Anyone who has ever tried to train for a marathon, a 400-meter swim or a simple bike race knows that either discipline is no joke. Imagine training for all three at the same time. Just the thought of it is enough to discourage many from even pursuing the challenge.
But also imagine that thousands of people all over the world do it – so you know it’s possible – and consider the long-term benefits – maintaining the same weight over time, building muscle, having more energy, feeling younger and preventing overuse injuries.
So don’t think of the sport of self-torture and embrace the opportunity to be the best you can be, set an example, get fit and healthy, and make new friends for life. Remember that everybody was a beginner at one point, working towards perfecting their training regimen.
Spring is almost here. Get out of the house and get to work.
Swim in a pool
The beaches are not open yet but you have to get your body used to swimming. Get in the pool. You have to swim on regular basis – no excuses. You should practice at least three days a week in order to improve your technique.
Buy running shoes
You won’t get away with running wearing your all-purpose sneakers. Invest in proper footwear to optimize your training and avoid injuries. Do your homework. The best pair for you will depend on your feet structure, experience and gait.
Work on your weakness
You’re probably not great at swimming, running and cycling. Identify the sport in which you have the most troubles and work on it. There is no point in spending more time doing what you are already good at because, unfortunately, your strength in one area won't fix your weakness in another. Keep track of what feels good so you can clearly recognize where you need to train more.

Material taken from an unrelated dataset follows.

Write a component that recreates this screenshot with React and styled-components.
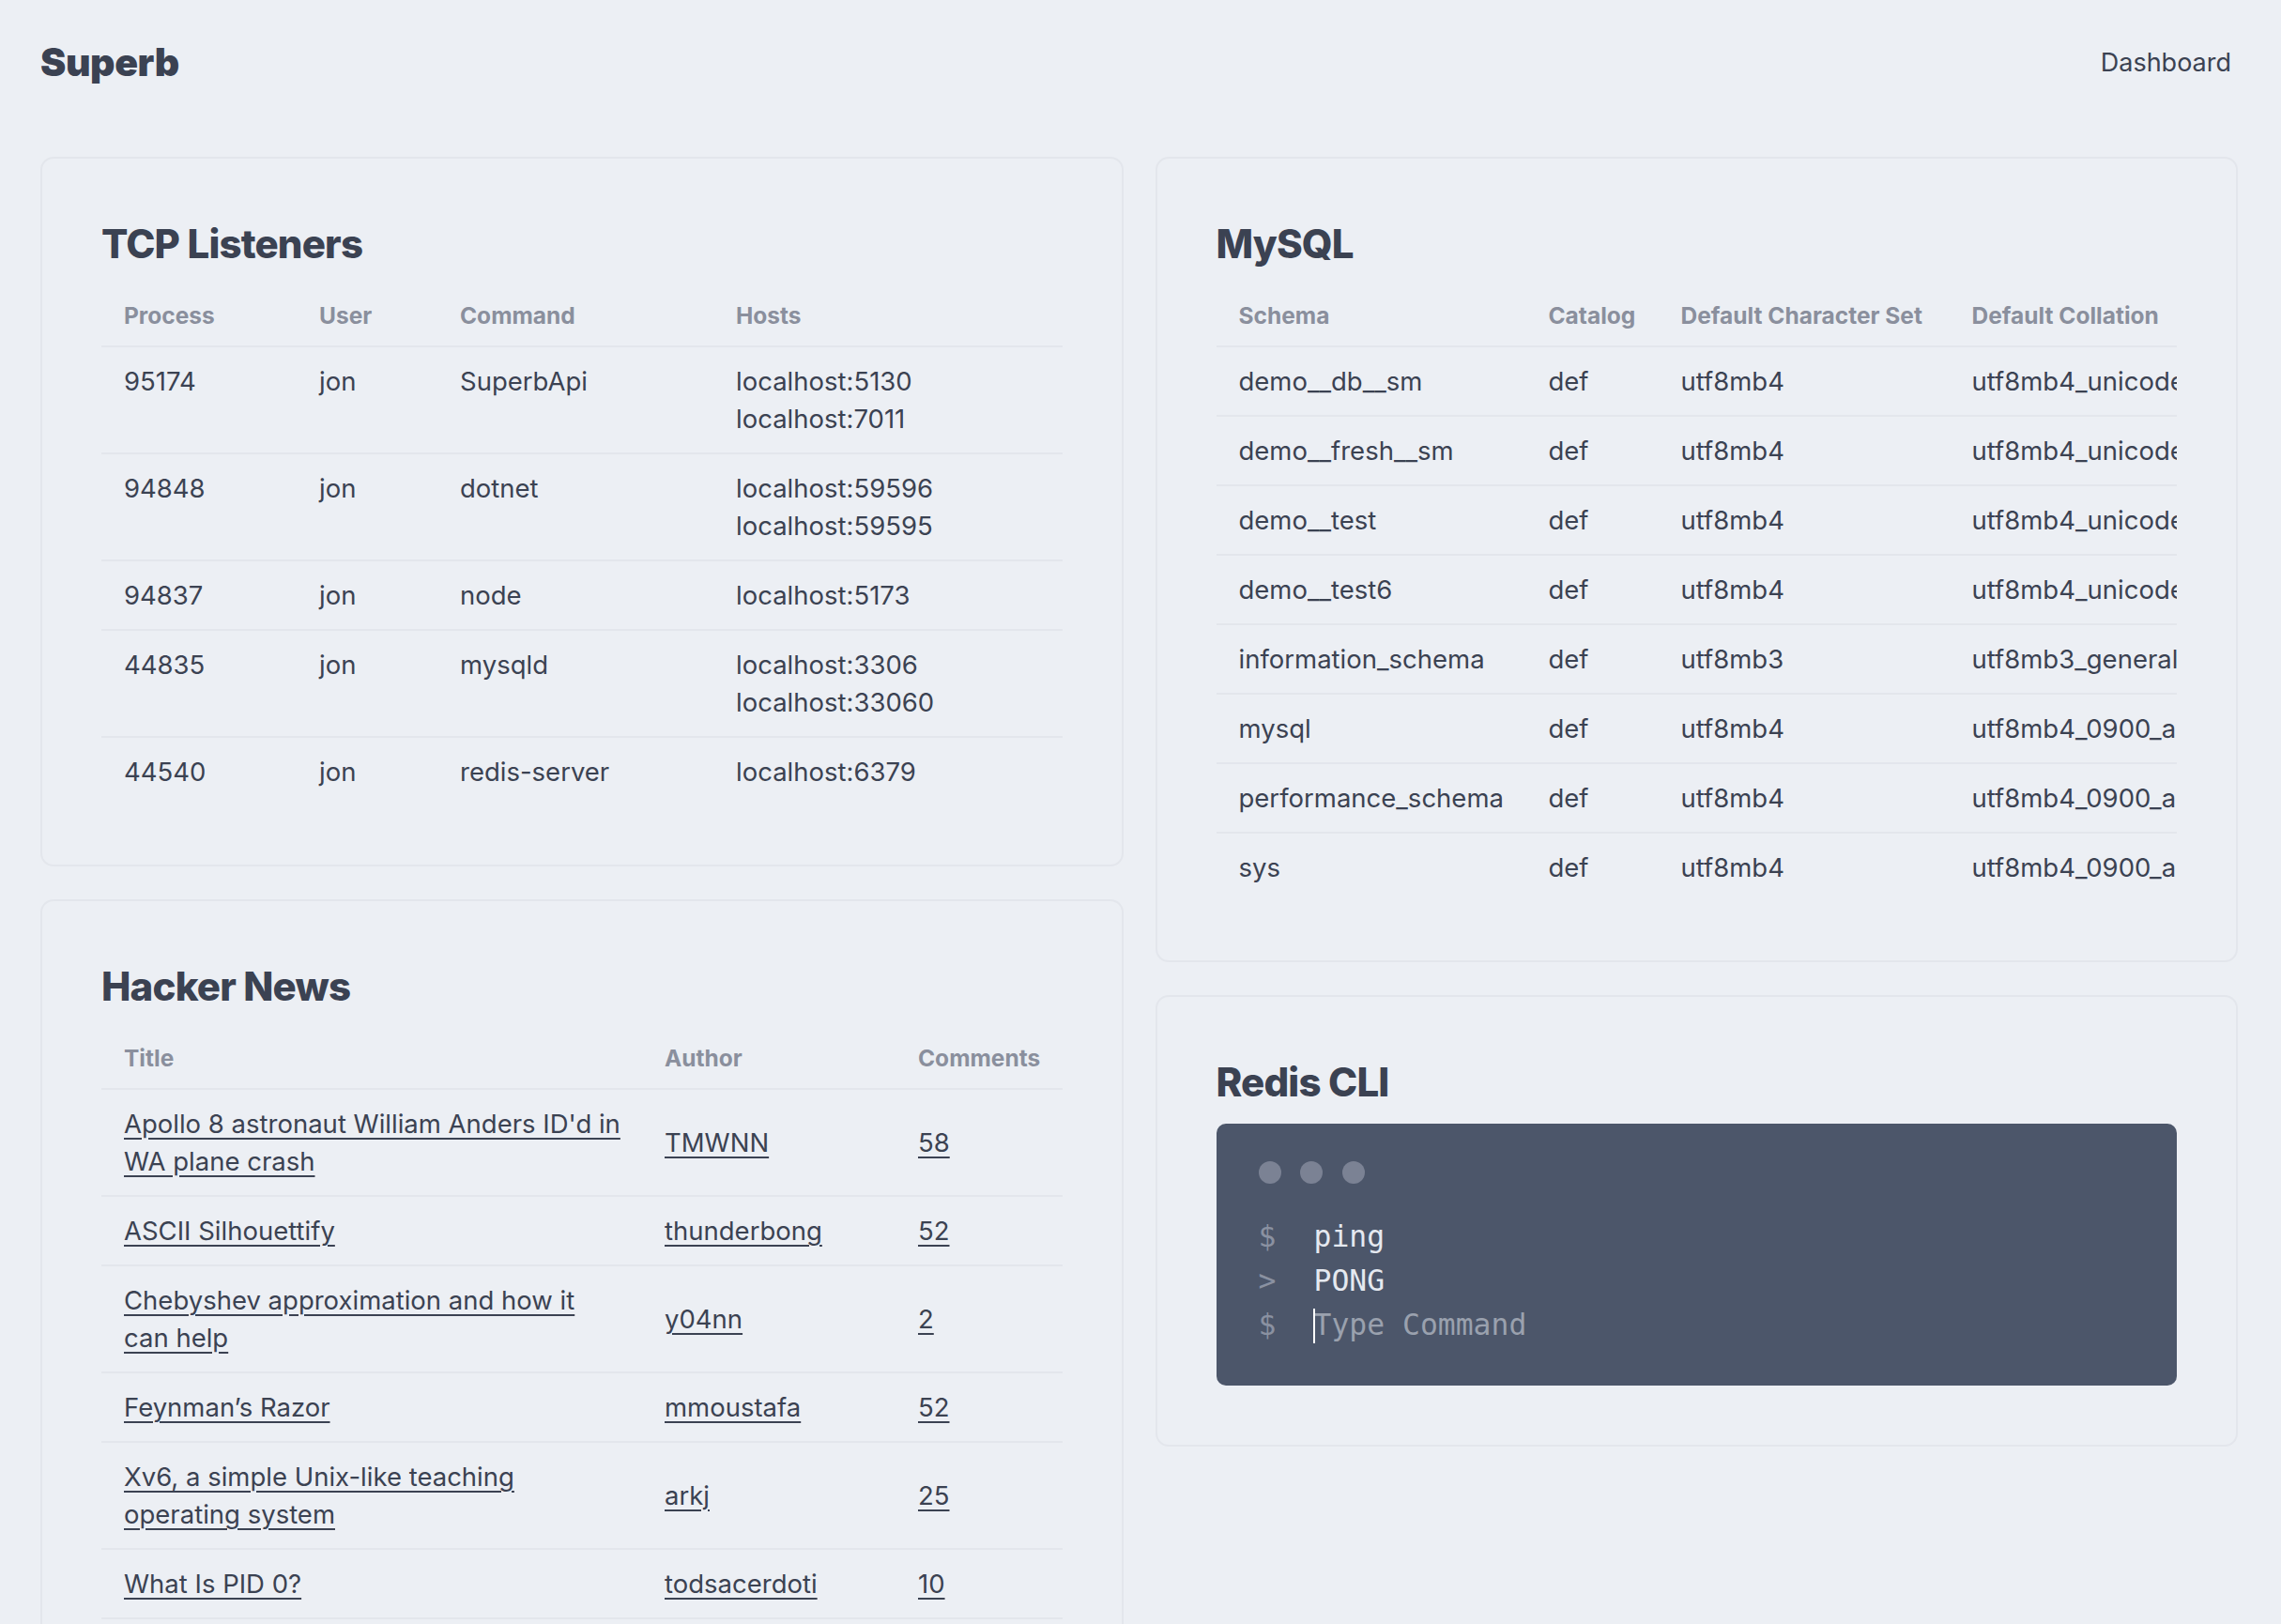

Don’t forget the wetsuit and goggles
You don’t want surprises during the triathlon so make your training as close to an actual race as possible. You will need a wetsuit and goggles to swim in open water on the big day, so why would you want to leave them at home while training? This is a bad idea. Your body has to get used to feeling of a wetsuit and you have to learn how to move in it. You need more upper body strength. Get a triathlon suit and save yourself the trouble of having to change in between events while wet.
Make a plan
About one-fifth of triathlon is swimming, half is cycling and a third is running. Your training segments should not be much different. A balanced athlete would swim every week for three hours, bike for five and run for two. But you may be a good swimmer and a weak biker. Then you have to adjust by swimming an hour less and cycling an hour more. Don’t do too much too fast because you’re making yourself vulnerable to injuries. Keep the intensity of your workouts between five and six on a scale of 10.
Bricking means doing two of the disciplines back to back. It’s a good idea because, after all, you will have to during the actual race. The hardest part is mastering the cycling to run transition, so you may want to do this kind of brick more than others. You don’t have to go the full distance in both events. Complete one race and then do a mile of the other.
You MUST rest
The last thing a person, who is working hard to achieve a fitness goal, wants to hear is that he or she must rest, but there is no other way. Sometimes you just have to sit on your tush and let your body heal. You will be tempted to train in at least one of the disciplines but you have to say “no.” Your muscles need time to repair and get ready for another strenuous workout. Overworking increases the risk for injuries which can lead to your skipping the triathlon you’re working hard for.
Any bike will do
You don’t need some crazy expensive bike to get ready for the cycling part of the triathlon. Use whatever you are comfortable with – road bike, mountain bike or hybrid. What’s important here is that the bike fits you and is in good condition.
It’s easier than you think
Most triathletes agree that it takes 12 weeks to go from a couch potato to your first race. There is no reason you should be at the gym five hours a day; this is not a Superman competition. In fact, fewer than 10 hours a week will get you ready.